Task directions: Which lines in the material below contain the word "React"? Copy each of them.

____

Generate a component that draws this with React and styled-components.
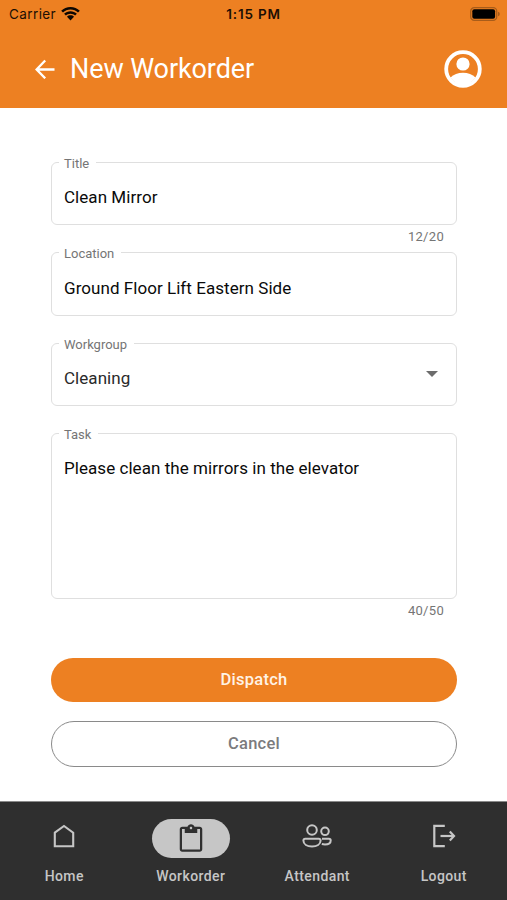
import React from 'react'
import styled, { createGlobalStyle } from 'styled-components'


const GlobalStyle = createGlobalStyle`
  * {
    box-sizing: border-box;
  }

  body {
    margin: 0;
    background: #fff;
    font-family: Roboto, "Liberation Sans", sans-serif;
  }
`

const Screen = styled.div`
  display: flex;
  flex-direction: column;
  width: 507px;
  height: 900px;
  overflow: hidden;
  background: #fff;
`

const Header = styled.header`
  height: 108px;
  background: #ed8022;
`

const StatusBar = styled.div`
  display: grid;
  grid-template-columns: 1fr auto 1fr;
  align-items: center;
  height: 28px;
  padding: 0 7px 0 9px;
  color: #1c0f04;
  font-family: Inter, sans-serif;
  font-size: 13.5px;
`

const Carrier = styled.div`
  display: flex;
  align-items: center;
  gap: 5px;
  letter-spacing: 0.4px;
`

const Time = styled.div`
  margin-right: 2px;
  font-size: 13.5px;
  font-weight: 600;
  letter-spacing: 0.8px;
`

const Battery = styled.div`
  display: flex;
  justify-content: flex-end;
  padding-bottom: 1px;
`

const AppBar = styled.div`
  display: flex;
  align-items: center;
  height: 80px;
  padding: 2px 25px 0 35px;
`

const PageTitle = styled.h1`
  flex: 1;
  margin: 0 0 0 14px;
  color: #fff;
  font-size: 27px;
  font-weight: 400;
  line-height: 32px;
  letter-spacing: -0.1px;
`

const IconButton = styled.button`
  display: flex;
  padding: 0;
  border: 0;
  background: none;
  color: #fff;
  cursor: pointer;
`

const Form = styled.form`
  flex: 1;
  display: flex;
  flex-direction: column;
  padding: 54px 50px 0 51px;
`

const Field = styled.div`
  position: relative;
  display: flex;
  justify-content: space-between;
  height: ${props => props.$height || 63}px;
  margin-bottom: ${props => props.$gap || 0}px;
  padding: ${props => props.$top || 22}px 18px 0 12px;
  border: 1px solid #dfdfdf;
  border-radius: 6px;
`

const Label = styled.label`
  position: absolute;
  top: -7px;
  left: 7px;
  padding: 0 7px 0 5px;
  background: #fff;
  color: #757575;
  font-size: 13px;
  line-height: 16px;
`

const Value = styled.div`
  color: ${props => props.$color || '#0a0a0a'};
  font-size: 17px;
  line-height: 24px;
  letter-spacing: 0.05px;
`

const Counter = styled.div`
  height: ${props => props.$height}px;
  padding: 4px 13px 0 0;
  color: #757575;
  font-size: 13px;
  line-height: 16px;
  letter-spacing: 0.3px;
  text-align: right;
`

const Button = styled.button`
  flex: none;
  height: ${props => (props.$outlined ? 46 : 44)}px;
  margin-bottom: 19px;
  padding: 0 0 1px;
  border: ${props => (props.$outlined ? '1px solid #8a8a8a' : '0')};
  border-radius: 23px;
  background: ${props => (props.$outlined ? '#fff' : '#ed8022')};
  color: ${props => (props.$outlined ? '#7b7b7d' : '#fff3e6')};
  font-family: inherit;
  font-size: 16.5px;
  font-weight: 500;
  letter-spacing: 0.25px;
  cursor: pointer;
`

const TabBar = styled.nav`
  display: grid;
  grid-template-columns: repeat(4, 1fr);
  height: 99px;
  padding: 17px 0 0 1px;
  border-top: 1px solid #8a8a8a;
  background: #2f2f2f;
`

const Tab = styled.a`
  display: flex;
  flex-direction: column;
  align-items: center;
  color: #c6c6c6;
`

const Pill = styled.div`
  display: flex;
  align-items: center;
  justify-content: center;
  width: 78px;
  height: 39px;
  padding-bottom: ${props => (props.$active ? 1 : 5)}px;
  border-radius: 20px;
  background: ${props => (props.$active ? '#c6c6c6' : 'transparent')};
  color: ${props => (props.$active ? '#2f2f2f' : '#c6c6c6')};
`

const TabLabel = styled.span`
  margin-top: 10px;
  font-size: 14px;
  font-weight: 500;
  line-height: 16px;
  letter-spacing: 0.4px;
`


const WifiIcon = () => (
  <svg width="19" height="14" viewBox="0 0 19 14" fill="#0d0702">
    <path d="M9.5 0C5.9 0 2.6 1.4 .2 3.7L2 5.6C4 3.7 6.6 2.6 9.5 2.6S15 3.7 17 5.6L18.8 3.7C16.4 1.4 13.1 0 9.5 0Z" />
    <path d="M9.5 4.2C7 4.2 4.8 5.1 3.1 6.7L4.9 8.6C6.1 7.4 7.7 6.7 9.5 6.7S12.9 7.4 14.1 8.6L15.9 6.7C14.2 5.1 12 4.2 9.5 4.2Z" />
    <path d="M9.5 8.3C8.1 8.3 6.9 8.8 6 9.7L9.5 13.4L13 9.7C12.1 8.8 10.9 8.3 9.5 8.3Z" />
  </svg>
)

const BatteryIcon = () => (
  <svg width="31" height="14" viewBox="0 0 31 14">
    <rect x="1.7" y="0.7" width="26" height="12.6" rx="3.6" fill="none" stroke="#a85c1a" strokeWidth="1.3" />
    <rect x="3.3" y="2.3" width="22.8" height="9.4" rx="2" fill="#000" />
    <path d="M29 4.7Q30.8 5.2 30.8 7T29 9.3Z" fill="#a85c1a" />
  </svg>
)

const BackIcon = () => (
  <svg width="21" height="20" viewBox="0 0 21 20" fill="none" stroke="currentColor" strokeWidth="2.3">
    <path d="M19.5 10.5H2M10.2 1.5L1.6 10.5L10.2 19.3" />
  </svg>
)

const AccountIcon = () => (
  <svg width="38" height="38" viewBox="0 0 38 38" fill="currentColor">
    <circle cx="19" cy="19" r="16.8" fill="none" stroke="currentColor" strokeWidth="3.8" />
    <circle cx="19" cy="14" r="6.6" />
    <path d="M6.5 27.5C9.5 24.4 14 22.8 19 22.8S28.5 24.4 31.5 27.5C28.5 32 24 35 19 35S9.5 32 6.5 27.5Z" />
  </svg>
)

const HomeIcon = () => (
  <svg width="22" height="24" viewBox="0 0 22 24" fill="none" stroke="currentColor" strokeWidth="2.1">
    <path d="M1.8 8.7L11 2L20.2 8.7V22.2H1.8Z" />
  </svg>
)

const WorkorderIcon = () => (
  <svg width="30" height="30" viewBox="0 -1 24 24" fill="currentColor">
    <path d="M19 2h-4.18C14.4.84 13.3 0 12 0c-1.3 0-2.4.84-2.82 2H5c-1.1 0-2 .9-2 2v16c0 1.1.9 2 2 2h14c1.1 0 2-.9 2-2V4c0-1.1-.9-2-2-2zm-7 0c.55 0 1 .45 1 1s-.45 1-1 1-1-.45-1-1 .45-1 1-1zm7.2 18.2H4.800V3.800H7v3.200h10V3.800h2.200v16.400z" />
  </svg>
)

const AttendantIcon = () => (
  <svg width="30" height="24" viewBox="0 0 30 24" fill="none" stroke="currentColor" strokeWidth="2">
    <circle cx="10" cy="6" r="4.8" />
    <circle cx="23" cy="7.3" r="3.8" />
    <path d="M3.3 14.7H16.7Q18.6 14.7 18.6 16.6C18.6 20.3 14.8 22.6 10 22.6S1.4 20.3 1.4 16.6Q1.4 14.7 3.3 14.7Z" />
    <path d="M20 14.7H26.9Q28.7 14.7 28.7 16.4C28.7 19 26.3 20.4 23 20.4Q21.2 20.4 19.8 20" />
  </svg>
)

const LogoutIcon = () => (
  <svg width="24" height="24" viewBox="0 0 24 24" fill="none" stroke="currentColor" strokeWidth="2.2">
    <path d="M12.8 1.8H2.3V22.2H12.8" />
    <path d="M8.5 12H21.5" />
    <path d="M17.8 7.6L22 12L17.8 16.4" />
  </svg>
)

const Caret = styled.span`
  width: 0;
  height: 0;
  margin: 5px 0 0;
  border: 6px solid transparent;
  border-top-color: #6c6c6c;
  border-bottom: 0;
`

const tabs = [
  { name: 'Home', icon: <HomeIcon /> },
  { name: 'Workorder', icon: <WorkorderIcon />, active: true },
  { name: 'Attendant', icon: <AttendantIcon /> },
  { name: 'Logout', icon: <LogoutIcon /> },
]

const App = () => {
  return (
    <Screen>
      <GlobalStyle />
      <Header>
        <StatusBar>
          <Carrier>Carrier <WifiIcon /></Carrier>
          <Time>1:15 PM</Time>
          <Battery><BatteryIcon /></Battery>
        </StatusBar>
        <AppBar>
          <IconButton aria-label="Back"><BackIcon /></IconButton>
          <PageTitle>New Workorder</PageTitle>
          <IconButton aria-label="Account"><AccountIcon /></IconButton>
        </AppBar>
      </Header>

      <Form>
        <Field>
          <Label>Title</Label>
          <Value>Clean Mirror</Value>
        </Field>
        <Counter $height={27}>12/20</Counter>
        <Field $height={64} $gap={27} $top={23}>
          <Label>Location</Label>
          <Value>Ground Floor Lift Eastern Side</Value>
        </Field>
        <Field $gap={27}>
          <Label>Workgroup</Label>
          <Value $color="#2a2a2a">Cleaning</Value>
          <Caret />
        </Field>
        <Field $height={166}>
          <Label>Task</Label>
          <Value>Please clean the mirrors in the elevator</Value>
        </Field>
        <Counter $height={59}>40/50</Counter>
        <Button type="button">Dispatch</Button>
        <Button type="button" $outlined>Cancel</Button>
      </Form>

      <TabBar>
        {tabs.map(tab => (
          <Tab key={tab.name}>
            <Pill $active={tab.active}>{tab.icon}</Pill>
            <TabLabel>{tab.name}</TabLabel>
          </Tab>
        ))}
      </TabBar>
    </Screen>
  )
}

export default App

____

Correct answer:
Generate a component that draws this with React and styled-components.
import React from 'react'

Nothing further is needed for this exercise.